# GOAL
Exactly the lines from the one with "Give me the React" through the one with "const tabs = ['BOSP", inclusive, are to be repeated, and the pictures are not.

-- START RECORD EXCERPTS --

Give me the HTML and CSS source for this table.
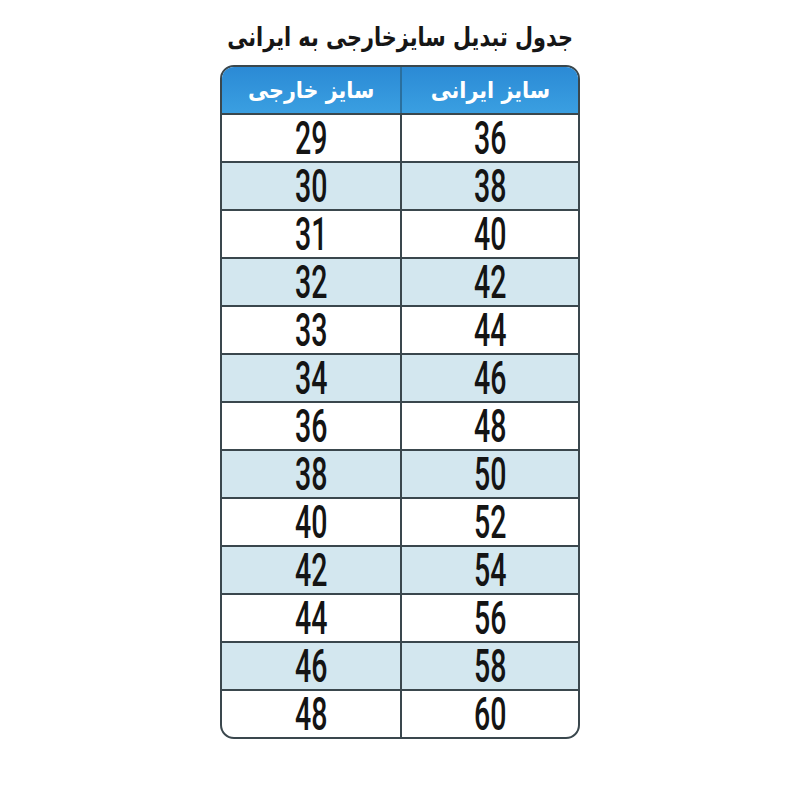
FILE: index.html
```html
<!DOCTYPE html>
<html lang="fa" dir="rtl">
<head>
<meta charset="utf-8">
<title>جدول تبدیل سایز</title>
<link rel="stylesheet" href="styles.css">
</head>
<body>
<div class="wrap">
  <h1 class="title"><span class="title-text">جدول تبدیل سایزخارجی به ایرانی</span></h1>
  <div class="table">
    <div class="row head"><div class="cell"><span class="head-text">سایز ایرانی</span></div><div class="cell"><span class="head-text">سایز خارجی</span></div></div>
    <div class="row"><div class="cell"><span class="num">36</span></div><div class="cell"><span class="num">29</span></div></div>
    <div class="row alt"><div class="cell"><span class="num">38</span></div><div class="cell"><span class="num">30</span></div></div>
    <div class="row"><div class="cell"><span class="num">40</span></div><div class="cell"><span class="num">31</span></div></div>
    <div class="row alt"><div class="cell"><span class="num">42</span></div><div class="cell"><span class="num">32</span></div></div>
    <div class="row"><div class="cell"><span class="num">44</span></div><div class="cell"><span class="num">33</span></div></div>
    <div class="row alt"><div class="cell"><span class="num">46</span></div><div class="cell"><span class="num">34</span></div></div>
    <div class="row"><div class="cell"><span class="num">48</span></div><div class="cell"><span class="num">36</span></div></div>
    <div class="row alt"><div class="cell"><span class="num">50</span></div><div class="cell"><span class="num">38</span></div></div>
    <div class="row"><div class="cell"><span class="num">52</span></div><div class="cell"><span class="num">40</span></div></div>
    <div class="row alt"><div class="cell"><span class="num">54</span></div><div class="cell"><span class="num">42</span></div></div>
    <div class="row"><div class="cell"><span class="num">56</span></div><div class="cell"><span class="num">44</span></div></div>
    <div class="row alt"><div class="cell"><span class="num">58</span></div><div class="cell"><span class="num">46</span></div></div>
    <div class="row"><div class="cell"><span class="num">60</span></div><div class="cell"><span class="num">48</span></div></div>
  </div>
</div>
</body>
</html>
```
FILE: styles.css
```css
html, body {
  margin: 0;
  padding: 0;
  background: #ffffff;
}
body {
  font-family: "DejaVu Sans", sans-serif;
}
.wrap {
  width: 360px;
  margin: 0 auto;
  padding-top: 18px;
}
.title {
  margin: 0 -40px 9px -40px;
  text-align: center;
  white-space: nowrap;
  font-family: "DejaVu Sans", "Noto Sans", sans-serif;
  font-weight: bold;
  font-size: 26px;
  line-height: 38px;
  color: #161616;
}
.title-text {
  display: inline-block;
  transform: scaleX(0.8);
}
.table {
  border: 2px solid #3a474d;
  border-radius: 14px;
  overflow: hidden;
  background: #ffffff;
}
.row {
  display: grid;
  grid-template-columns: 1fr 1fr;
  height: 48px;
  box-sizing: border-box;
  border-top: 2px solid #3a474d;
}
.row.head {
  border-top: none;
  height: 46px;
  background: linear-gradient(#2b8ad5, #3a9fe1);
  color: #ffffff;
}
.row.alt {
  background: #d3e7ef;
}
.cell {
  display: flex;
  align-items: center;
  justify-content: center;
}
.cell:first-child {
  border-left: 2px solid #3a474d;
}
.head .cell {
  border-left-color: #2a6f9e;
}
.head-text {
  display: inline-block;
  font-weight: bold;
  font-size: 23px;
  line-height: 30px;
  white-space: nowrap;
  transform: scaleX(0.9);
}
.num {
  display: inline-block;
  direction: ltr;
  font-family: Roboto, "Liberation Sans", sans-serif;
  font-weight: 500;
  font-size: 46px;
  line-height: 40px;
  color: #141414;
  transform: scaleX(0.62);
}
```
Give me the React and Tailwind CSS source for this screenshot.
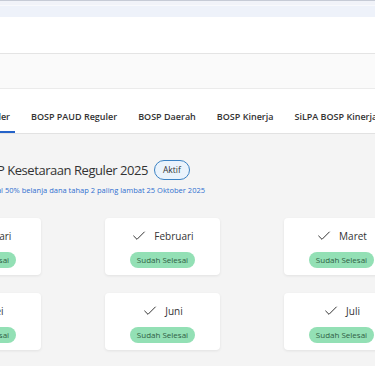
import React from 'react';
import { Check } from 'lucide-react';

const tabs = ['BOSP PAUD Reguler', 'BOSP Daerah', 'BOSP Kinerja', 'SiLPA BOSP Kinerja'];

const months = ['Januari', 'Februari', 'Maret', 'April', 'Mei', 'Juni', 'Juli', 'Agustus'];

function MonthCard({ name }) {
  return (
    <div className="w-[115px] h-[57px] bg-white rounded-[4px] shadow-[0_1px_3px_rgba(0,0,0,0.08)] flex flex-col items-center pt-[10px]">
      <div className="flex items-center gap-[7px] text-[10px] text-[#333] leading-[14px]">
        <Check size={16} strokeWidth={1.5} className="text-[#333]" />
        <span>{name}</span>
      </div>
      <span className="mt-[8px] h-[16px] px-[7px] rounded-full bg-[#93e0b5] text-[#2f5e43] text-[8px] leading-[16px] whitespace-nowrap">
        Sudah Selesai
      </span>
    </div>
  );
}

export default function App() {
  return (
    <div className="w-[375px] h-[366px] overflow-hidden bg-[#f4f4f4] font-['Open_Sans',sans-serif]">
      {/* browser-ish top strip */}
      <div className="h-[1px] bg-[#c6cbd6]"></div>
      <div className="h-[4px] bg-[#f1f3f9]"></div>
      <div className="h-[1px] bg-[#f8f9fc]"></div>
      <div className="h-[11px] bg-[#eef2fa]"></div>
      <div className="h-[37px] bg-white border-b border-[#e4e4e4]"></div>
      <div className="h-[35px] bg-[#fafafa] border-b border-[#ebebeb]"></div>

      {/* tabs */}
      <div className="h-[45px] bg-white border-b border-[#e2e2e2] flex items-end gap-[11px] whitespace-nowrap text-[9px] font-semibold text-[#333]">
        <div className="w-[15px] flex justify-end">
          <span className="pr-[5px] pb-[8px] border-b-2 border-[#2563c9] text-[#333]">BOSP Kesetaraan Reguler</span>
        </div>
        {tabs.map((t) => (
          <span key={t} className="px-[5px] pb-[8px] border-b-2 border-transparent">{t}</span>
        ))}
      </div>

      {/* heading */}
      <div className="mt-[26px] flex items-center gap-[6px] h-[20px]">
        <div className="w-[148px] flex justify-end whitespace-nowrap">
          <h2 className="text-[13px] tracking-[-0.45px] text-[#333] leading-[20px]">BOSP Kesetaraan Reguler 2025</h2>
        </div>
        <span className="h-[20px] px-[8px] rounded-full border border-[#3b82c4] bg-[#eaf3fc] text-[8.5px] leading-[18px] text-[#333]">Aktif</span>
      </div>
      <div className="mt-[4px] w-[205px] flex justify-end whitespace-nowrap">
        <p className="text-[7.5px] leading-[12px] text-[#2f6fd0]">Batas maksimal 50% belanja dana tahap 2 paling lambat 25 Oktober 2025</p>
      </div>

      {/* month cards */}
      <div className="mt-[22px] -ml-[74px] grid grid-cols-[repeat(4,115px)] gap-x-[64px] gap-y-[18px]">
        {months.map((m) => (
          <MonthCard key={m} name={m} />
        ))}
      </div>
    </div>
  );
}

-- END RECORD EXCERPTS --
-- START RECORD EXCERPTS --

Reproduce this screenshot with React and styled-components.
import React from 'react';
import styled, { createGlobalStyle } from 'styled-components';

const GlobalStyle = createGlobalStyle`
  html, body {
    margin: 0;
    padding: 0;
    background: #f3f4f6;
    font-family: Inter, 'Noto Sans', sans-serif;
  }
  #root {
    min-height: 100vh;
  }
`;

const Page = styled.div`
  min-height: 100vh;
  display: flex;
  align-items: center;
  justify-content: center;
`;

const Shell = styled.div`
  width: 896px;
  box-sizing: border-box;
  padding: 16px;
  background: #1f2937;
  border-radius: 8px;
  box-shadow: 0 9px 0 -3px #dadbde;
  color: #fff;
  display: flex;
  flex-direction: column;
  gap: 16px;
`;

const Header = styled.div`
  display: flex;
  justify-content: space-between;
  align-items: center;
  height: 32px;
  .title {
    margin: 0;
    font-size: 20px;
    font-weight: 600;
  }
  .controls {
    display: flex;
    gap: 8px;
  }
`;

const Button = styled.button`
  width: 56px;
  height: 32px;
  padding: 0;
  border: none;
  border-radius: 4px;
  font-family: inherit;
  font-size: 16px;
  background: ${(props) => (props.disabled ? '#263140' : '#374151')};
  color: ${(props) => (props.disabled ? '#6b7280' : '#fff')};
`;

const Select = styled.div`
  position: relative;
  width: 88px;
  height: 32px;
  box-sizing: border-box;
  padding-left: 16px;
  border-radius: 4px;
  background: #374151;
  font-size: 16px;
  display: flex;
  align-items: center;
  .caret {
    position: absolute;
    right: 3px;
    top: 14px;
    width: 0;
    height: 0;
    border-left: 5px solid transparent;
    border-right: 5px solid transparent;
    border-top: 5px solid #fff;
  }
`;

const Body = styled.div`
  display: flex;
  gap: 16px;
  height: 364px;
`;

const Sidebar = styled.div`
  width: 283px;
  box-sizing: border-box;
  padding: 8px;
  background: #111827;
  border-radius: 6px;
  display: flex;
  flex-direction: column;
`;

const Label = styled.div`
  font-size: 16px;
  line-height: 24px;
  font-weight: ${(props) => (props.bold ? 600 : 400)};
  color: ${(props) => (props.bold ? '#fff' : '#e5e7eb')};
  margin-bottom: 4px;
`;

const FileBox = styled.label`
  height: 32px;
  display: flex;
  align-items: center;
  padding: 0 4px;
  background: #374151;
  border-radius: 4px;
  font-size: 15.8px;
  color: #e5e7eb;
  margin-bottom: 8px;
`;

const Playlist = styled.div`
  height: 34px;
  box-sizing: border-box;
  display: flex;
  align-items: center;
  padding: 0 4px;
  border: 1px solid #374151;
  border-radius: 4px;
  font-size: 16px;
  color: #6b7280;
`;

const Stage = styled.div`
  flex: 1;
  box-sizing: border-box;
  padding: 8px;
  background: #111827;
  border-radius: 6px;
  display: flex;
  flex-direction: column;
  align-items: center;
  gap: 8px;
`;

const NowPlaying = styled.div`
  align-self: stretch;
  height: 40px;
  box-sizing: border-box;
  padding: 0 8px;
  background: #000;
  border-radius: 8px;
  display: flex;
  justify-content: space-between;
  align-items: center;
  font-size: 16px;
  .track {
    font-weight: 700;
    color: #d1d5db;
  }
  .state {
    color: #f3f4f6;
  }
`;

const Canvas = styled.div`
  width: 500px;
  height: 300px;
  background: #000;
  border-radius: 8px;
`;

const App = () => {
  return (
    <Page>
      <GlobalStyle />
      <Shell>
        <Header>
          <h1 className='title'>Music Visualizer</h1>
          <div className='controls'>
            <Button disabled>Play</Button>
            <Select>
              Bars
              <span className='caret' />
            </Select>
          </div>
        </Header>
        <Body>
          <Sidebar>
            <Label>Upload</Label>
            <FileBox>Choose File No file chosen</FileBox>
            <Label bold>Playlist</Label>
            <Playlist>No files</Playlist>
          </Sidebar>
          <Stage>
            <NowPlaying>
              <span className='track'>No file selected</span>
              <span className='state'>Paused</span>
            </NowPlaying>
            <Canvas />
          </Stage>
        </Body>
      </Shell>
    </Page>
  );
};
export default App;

-- END RECORD EXCERPTS --

# SOLUTION TO THIS EXERCISE
Give me the React and Tailwind CSS source for this screenshot.
import React from 'react';
import { Check } from 'lucide-react';

const tabs = ['BOSP PAUD Reguler', 'BOSP Daerah', 'BOSP Kinerja', 'SiLPA BOSP Kinerja'];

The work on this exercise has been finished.